6Therefore, being always of good courage, and knowing that while we are at home in the body we are absent from the Lord— 7for we walk by faith, not by sight— 8we are of good courage, I say, and prefer rather to be absent from the body and to be at home with the Lord. 9Therefore we also have as our ambition, whether at home or absent, to be pleasing to Him. 10For we must all appear before the judgment seat of Christ, so that each one may be recompensed for his deeds in the body, according to what he has done, whether good or bad.
2 Corinthians 5:6-10 (NASB)
Paul does describe, as Donne states, not a death apart from God but a pilgrimage to meet Him. Our peregrination is in faith, the unseen; not in the things we perceive with the senses and intelligence of the flesh, but with spiritual eyes, spiritual discernment, guided by the mind of Christ (1 Corinthians 2:16). But the essence, the basis, of what Paul tells us is that we journey and not stagnate. Our great sorrow is that, while wearing this robe of flesh, we are apart from Jehovah; but the great hope we cling to, that gives us courage to partake in this pilgrimage and not turn aside, is the hope that when we shuffle off this mortal coil we will find our home with Him in the eternal Kingdom.

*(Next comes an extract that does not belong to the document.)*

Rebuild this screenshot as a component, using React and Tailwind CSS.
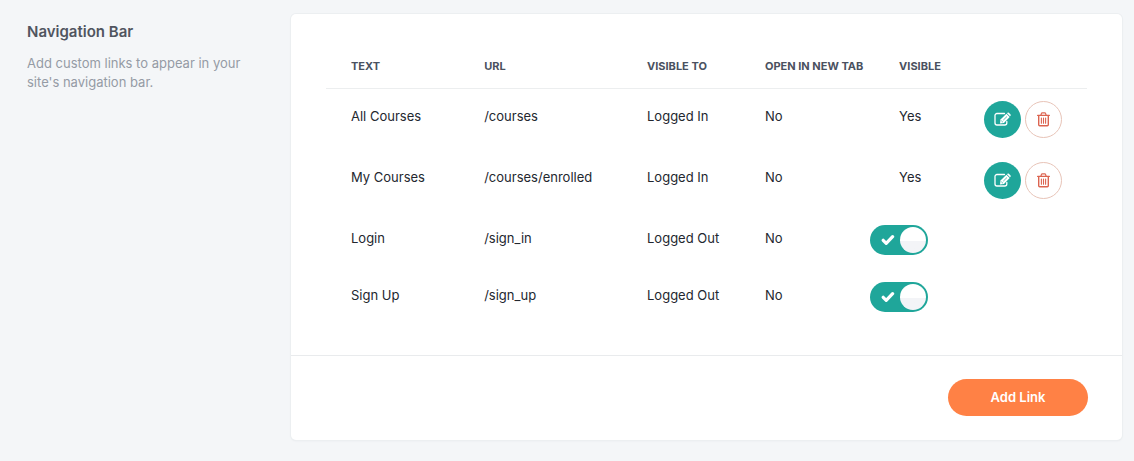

Where has your journey been taking you? For myself, I almost feel of late as though I've been wandering in the desert, going in circles. It is a circle I need to break out of, but it gets to be just a little too comfortable and I find myself looking back and not ahead. I'm trying to fix my eyes on the hope I have, to give that hope to others. I will travel along.

, , , , , , , ,


Reel Fanatic said...

Interesting stuff .. I"m glad to know I'm not the only one crazy enough to watch the great Groundhog day once a year!

euphrony said...

Thanks for stopping by, Reel Fanatic. My wife thinks I'm crazy, too.

Checked out your blog . . . you remind me of a college friend and one of the grandfathers of, Scott Chitwood. He is one of the handful of people I know who make my movie knowledge look like a kindergarten's.

Anne said...

I have hope my journey is taking me to the Gloryland. It has been an interesting 6 years.